With respect to the claims to cDNA sequences, Judge Lourie found that these were directed to non-naturally occurring man-made DNAs lacking the non-coding sequences (introns) present in the native BRCA genes. Accordingly, he concluded that they, too, were patent eligible.

Judge Lourie also noted that the USPTO has issued patents directed to human genes for over thirty (30) years. He argued that it was up to Congress, not the courts, to change the status quo by passing legislation to exempt DNA inventions as statutory subject matter under § 101.

Judge Lourie's fellow panel member, Judge Moore, concurred, but for different reasons.

Judge Bryson dissented, arguing that "breaking covalent bonds or isolating a gene from its natural setting does not turn DNA into a human-made invention any more than plucking a leaf from a tree would convert it [the leaf] into a man-made composition."

The ACLU filed a petition for certiorari which the Supreme Court granted. Rather than hearing the case, the Court vacated the Federal Circuit's decision and remanded for further consideration in light their concurrent decision in Mayo Collaborative Serv. v. Prometheus Laboratories, Inc. On remand, the Federal Circuit maintained its earlier position.

The Supreme Court has now twice granted certiorari for Myriad, and presumably is eager to weigh in on this issue. There is no end to the speculation on how it might rule. It is indisputable that the claims directed to full-length BRCA nucleotide sequences, and smaller fragments thereof, are identical to naturally-occurring DNA sequences. The question is whether the Court will agree with the Federal Circuit that DNA in its natural state differs chemically from "isolated" DNA.
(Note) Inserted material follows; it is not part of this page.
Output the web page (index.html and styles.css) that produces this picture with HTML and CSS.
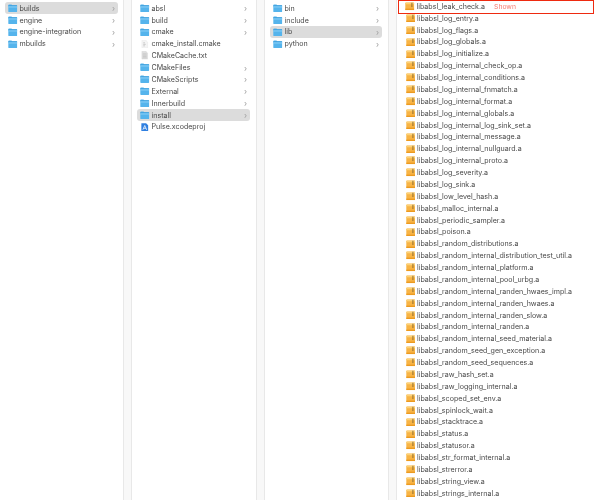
FILE: index.html
```html
<!DOCTYPE html>
<html lang="en">
<head>
    <meta charset="UTF-8">
    <title>Finder columns</title>
    <link rel="stylesheet" href="styles.css">
</head>
<body>

<svg class="icon-defs" width="0" height="0">
    <symbol id="folder" viewBox="0 0 10 9">
        <path d="M0.3 1.2q0-.8.8-.8h2.5l.9 1h4.4q.8 0 .8.8v5.6q0 .8-.8.8H1.1q-.8 0-.8-.8z" fill="#55b4ec"/>
        <rect x="0.3" y="1.4" width="9.4" height="1.2" fill="#3d9fdc"/>
        <rect x="0.3" y="2.6" width="9.4" height="1" fill="#93d5f9"/>
    </symbol>
    <symbol id="archive" viewBox="0 0 10 9">
        <path d="M0.3 1.2q0-.8.8-.8h7.8q.8 0 .8.8v6.6q0 .8-.8.8H1.1q-.8 0-.8-.8z" fill="#f8b445"/>
        <rect x="0.3" y="0.8" width="9.4" height="1.6" fill="#fcd277"/>
        <rect x="6.8" y="0.8" width="1" height="4.6" fill="#8a6a2e"/>
        <rect x="0.3" y="7" width="9.4" height="1.6" fill="#ec9a1f"/>
    </symbol>
    <symbol id="doc" viewBox="0 0 10 9">
        <path d="M2 0.3h4.2l1.8 1.8v6.6H2z" fill="#f4f4f4" stroke="#dedede" stroke-width=".4"/>
        <path d="M3.4 3h1.8M3.4 4.6h2.6M3.4 6.2h1.8" stroke="#a8a8a8" stroke-width=".6"/>
    </symbol>
    <symbol id="text" viewBox="0 0 10 9">
        <path d="M2 0.3h4.2l1.8 1.8v6.6H2z" fill="#dedede" stroke="#cfcfcf" stroke-width=".4"/>
        <path d="M3 3h4M3 4.4h4M3 5.8h4M3 7.2h4" stroke="#b5b5b5" stroke-width=".5"/>
    </symbol>
    <symbol id="xcode" viewBox="0 0 10 9">
        <path d="M1.4 0.3h5l2.2 2.1v6.3H1.4z" fill="#2f7fe0"/>
        <path d="M3 7.2 5 2.6l2 4.6M3.8 5.6h2.4" fill="none" stroke="#fff" stroke-width=".8"/>
    </symbol>
</svg>

<div class="finder">
    <div class="column column-roots">
        <div class="row selected"><svg class="icon"><use href="#folder"/></svg><span class="name">builds</span><span class="chevron">›</span></div>
        <div class="row"><svg class="icon"><use href="#folder"/></svg><span class="name">engine</span><span class="chevron">›</span></div>
        <div class="row"><svg class="icon"><use href="#folder"/></svg><span class="name">engine-integration</span><span class="chevron">›</span></div>
        <div class="row"><svg class="icon"><use href="#folder"/></svg><span class="name">mbuilds</span><span class="chevron">›</span></div>
    </div>
    <div class="strip"></div>
    <div class="column column-builds">
        <div class="row"><svg class="icon"><use href="#folder"/></svg><span class="name">absl</span><span class="chevron">›</span></div>
        <div class="row"><svg class="icon"><use href="#folder"/></svg><span class="name">build</span><span class="chevron">›</span></div>
        <div class="row"><svg class="icon"><use href="#folder"/></svg><span class="name">cmake</span><span class="chevron">›</span></div>
        <div class="row"><svg class="icon"><use href="#doc"/></svg><span class="name">cmake_install.cmake</span></div>
        <div class="row"><svg class="icon"><use href="#text"/></svg><span class="name">CMakeCache.txt</span></div>
        <div class="row"><svg class="icon"><use href="#folder"/></svg><span class="name">CMakeFiles</span><span class="chevron">›</span></div>
        <div class="row"><svg class="icon"><use href="#folder"/></svg><span class="name">CMakeScripts</span><span class="chevron">›</span></div>
        <div class="row"><svg class="icon"><use href="#folder"/></svg><span class="name">External</span><span class="chevron">›</span></div>
        <div class="row"><svg class="icon"><use href="#folder"/></svg><span class="name">Innerbuild</span><span class="chevron">›</span></div>
        <div class="row selected"><svg class="icon"><use href="#folder"/></svg><span class="name">install</span><span class="chevron">›</span></div>
        <div class="row"><svg class="icon"><use href="#xcode"/></svg><span class="name">Pulse.xcodeproj</span></div>
    </div>
    <div class="strip"></div>
    <div class="column column-install">
        <div class="row"><svg class="icon"><use href="#folder"/></svg><span class="name">bin</span><span class="chevron">›</span></div>
        <div class="row"><svg class="icon"><use href="#folder"/></svg><span class="name">include</span><span class="chevron">›</span></div>
        <div class="row selected"><svg class="icon"><use href="#folder"/></svg><span class="name">lib</span><span class="chevron">›</span></div>
        <div class="row"><svg class="icon"><use href="#folder"/></svg><span class="name">python</span><span class="chevron">›</span></div>
    </div>
    <div class="strip"></div>
    <div class="column column-lib">
        <div class="row callout"><svg class="icon"><use href="#archive"/></svg><span class="name">libabsl_leak_check.a</span><span class="note">Shown</span></div>
        <div class="row"><svg class="icon"><use href="#archive"/></svg><span class="name">libabsl_log_entry.a</span></div>
        <div class="row"><svg class="icon"><use href="#archive"/></svg><span class="name">libabsl_log_flags.a</span></div>
        <div class="row"><svg class="icon"><use href="#archive"/></svg><span class="name">libabsl_log_globals.a</span></div>
        <div class="row"><svg class="icon"><use href="#archive"/></svg><span class="name">libabsl_log_initialize.a</span></div>
        <div class="row"><svg class="icon"><use href="#archive"/></svg><span class="name">libabsl_log_internal_check_op.a</span></div>
        <div class="row"><svg class="icon"><use href="#archive"/></svg><span class="name">libabsl_log_internal_conditions.a</span></div>
        <div class="row"><svg class="icon"><use href="#archive"/></svg><span class="name">libabsl_log_internal_fnmatch.a</span></div>
        <div class="row"><svg class="icon"><use href="#archive"/></svg><span class="name">libabsl_log_internal_format.a</span></div>
        <div class="row"><svg class="icon"><use href="#archive"/></svg><span class="name">libabsl_log_internal_globals.a</span></div>
        <div class="row"><svg class="icon"><use href="#archive"/></svg><span class="name">libabsl_log_internal_log_sink_set.a</span></div>
        <div class="row"><svg class="icon"><use href="#archive"/></svg><span class="name">libabsl_log_internal_message.a</span></div>
        <div class="row"><svg class="icon"><use href="#archive"/></svg><span class="name">libabsl_log_internal_nullguard.a</span></div>
        <div class="row"><svg class="icon"><use href="#archive"/></svg><span class="name">libabsl_log_internal_proto.a</span></div>
        <div class="row"><svg class="icon"><use href="#archive"/></svg><span class="name">libabsl_log_severity.a</span></div>
        <div class="row"><svg class="icon"><use href="#archive"/></svg><span class="name">libabsl_log_sink.a</span></div>
        <div class="row"><svg class="icon"><use href="#archive"/></svg><span class="name">libabsl_low_level_hash.a</span></div>
        <div class="row"><svg class="icon"><use href="#archive"/></svg><span class="name">libabsl_malloc_internal.a</span></div>
        <div class="row"><svg class="icon"><use href="#archive"/></svg><span class="name">libabsl_periodic_sampler.a</span></div>
        <div class="row"><svg class="icon"><use href="#archive"/></svg><span class="name">libabsl_poison.a</span></div>
        <div class="row"><svg class="icon"><use href="#archive"/></svg><span class="name">libabsl_random_distributions.a</span></div>
        <div class="row"><svg class="icon"><use href="#archive"/></svg><span class="name">libabsl_random_internal_distribution_test_util.a</span></div>
        <div class="row"><svg class="icon"><use href="#archive"/></svg><span class="name">libabsl_random_internal_platform.a</span></div>
        <div class="row"><svg class="icon"><use href="#archive"/></svg><span class="name">libabsl_random_internal_pool_urbg.a</span></div>
        <div class="row"><svg class="icon"><use href="#archive"/></svg><span class="name">libabsl_random_internal_randen_hwaes_impl.a</span></div>
        <div class="row"><svg class="icon"><use href="#archive"/></svg><span class="name">libabsl_random_internal_randen_hwaes.a</span></div>
        <div class="row"><svg class="icon"><use href="#archive"/></svg><span class="name">libabsl_random_internal_randen_slow.a</span></div>
        <div class="row"><svg class="icon"><use href="#archive"/></svg><span class="name">libabsl_random_internal_randen.a</span></div>
        <div class="row"><svg class="icon"><use href="#archive"/></svg><span class="name">libabsl_random_internal_seed_material.a</span></div>
        <div class="row"><svg class="icon"><use href="#archive"/></svg><span class="name">libabsl_random_seed_gen_exception.a</span></div>
        <div class="row"><svg class="icon"><use href="#archive"/></svg><span class="name">libabsl_random_seed_sequences.a</span></div>
        <div class="row"><svg class="icon"><use href="#archive"/></svg><span class="name">libabsl_raw_hash_set.a</span></div>
        <div class="row"><svg class="icon"><use href="#archive"/></svg><span class="name">libabsl_raw_logging_internal.a</span></div>
        <div class="row"><svg class="icon"><use href="#archive"/></svg><span class="name">libabsl_scoped_set_env.a</span></div>
        <div class="row"><svg class="icon"><use href="#archive"/></svg><span class="name">libabsl_spinlock_wait.a</span></div>
        <div class="row"><svg class="icon"><use href="#archive"/></svg><span class="name">libabsl_stacktrace.a</span></div>
        <div class="row"><svg class="icon"><use href="#archive"/></svg><span class="name">libabsl_status.a</span></div>
        <div class="row"><svg class="icon"><use href="#archive"/></svg><span class="name">libabsl_statusor.a</span></div>
        <div class="row"><svg class="icon"><use href="#archive"/></svg><span class="name">libabsl_str_format_internal.a</span></div>
        <div class="row"><svg class="icon"><use href="#archive"/></svg><span class="name">libabsl_strerror.a</span></div>
        <div class="row"><svg class="icon"><use href="#archive"/></svg><span class="name">libabsl_string_view.a</span></div>
        <div class="row"><svg class="icon"><use href="#archive"/></svg><span class="name">libabsl_strings_internal.a</span></div>
    </div>
</div>

</body>
</html>
```

FILE: styles.css
```css
body {
    margin: 0;
    background: white;
    font-family: Inter, "Liberation Sans", sans-serif;
    font-size: 7.1px;
    color: #484848;
    overflow: hidden;
}

.icon-defs {
    position: absolute;
}

.finder {
    display: flex;
    width: 594px;
    height: 500px;
    overflow: hidden;
    filter: blur(0.3px);
}

.column {
    padding-top: 2.3px;
    box-sizing: border-box;
    flex-shrink: 0;
}

.column-roots {
    width: 123px;
    padding-left: 5px;
    padding-right: 5px;
}

.column-builds {
    width: 124.5px;
    padding-left: 5.5px;
    padding-right: 6px;
}

.column-install {
    width: 123.5px;
    padding-left: 5.5px;
    padding-right: 6px;
}

.column-lib {
    flex: 1;
    padding-top: 0;
    padding-left: 1.5px;
}

.strip {
    width: 8.5px;
    box-sizing: border-box;
    flex-shrink: 0;
    background-color: #f8f8f8;
    border-left: 1px solid #e8e8e8;
    border-right: 1px solid #e8e8e8;
}

.row {
    display: flex;
    align-items: center;
    height: 11.88px;
    padding-left: 3px;
    border-radius: 3px;
    white-space: nowrap;
}

.row.selected {
    background-color: #dcdcdc;
}

.icon {
    width: 9.5px;
    height: 8.5px;
    flex-shrink: 0;
    margin-right: 2px;
}

.column-lib .row {
    padding-left: 7.5px;
}

.name {
    flex: 1;
}

.column-lib .name {
    flex: none;
}

.chevron {
    width: 6px;
    color: #a0a0a0;
    font-size: 8px;
}

.column-lib .row.callout {
    box-sizing: border-box;
    height: 13.6px;
    margin-bottom: -1.3px;
    padding-left: 6px;
    padding-bottom: 1px;
    border: 1.5px solid #ee2a10;
    border-radius: 0;
}

.note {
    margin-left: 9px;
    color: #f77a70;
    font-size: 6.8px;
}
```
Without doubt, a finding by the Court that human genes are products of nature and, therefore, not patent eligible, would have a devastating impact on the biotech community. The biotech industry was spawned with the advent of recombinant DNA technology in the early 1980s. As a result, treatments, diagnostic assays, and gene therapies have been developed for countless diseases and disorders. Absent patent protection, innovation in scientific fields that rely on the discovery and use of DNA would arguably come to a halt because there would be less incentive to invest in these areas.
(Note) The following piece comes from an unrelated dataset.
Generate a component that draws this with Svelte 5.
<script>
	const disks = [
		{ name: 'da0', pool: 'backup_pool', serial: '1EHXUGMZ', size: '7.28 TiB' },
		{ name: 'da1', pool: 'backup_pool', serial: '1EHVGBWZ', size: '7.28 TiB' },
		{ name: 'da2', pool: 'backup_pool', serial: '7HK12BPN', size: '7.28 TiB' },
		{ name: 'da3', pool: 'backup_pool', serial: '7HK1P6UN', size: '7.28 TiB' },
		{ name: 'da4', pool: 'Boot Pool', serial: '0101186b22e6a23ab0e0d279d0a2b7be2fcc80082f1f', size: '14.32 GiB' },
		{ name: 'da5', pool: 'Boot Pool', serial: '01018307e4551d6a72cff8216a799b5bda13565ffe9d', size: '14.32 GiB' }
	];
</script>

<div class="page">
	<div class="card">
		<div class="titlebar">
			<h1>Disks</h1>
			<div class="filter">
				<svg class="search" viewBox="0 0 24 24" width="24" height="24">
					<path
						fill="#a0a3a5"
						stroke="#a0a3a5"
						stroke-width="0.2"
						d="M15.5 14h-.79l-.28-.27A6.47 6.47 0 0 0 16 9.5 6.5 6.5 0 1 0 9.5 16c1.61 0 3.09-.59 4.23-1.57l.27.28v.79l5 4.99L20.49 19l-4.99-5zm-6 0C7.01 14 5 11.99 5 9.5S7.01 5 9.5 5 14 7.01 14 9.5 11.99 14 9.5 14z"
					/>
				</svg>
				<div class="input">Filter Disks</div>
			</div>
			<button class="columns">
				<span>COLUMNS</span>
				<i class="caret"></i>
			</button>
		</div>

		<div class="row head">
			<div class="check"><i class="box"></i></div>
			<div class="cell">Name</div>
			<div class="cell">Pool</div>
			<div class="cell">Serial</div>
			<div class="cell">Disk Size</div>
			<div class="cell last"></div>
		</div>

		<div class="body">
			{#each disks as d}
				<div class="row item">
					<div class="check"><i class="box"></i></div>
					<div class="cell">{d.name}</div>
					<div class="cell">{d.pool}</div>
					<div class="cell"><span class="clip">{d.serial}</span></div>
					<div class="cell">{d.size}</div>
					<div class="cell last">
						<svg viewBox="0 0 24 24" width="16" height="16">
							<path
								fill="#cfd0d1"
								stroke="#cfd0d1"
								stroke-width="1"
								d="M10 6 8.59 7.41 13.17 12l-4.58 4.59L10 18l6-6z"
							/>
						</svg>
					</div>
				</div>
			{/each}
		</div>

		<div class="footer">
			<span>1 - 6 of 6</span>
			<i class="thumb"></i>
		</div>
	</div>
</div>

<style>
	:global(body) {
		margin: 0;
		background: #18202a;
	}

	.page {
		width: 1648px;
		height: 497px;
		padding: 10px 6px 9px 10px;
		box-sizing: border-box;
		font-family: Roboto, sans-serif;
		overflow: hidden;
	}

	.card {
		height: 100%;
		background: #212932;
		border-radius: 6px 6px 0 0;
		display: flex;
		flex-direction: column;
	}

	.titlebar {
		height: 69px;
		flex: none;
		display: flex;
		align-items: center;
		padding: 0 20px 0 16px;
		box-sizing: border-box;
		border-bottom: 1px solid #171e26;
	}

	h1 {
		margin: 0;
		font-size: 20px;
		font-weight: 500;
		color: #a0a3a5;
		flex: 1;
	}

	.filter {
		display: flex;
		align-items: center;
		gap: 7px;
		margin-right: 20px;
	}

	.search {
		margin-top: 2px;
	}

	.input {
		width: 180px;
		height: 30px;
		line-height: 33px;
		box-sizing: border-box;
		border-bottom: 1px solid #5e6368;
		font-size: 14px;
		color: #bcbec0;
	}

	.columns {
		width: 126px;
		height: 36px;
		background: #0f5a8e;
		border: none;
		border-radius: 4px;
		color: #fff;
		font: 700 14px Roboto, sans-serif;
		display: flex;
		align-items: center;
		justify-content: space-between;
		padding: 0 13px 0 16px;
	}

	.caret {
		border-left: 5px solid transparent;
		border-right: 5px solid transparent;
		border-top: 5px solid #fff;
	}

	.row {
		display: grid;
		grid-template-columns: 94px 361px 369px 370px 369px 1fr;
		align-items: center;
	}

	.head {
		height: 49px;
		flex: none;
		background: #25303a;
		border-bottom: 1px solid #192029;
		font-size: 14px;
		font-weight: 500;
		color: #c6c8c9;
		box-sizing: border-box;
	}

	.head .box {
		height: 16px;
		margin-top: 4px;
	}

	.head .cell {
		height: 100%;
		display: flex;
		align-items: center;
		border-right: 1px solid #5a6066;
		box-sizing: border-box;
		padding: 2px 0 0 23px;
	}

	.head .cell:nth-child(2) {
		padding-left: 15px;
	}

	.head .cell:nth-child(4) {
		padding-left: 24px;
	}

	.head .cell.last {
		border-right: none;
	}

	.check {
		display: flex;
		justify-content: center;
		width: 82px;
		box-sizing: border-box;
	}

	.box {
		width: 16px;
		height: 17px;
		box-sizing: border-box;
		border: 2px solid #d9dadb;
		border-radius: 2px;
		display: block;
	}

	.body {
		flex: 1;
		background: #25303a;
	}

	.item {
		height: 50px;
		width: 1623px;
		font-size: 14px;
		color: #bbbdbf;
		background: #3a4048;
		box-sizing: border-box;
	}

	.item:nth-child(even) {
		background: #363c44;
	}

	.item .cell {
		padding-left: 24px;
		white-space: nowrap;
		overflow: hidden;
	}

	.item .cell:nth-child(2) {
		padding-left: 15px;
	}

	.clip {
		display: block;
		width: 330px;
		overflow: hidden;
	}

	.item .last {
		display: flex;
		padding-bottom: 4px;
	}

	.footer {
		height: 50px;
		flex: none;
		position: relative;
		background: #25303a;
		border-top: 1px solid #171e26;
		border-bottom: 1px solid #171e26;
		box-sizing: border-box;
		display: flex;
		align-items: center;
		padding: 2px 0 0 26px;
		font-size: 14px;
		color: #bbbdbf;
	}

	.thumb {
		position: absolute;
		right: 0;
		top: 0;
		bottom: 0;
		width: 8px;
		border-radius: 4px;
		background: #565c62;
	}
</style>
Consequently, it may be that Court will punt and, like Judge Lourie, find that the USPTO has issued patents on human genes for so long that, absent Congressional action, this practice should not be disturbed by the courts.

However, should the Court decide that human genes are not patent eligible, patent prosecutors should not despair. Methods of using a known product in a novel manner would still be patentable, as are methods that incorporate a law of nature; provided the method does not preempt all uses of the law itself. While many commentators have argued that diagnostic methods are no longer patentable in view of Prometheus, this is not necessarily the case. In Prometheus, the Court specifically reiterated its position that "a process is not unpatentable simply because it contains a law of nature or a mathematical algorithm." (Citing Diamond v. Diehr, 450 U.S. at 187.)

It is important to note that the Myriad patents include claims directed to methods of using the isolated DNA sequences to screen for potential therapeutic agents that the Federal Circuit held were patent eligible. The Supreme Court denied cert. on this issue. This would seem to send a strong signal that, if properly written, methods of using novel human DNA sequences will continue to be patent eligible even if the Court holds that sequences themselves are not.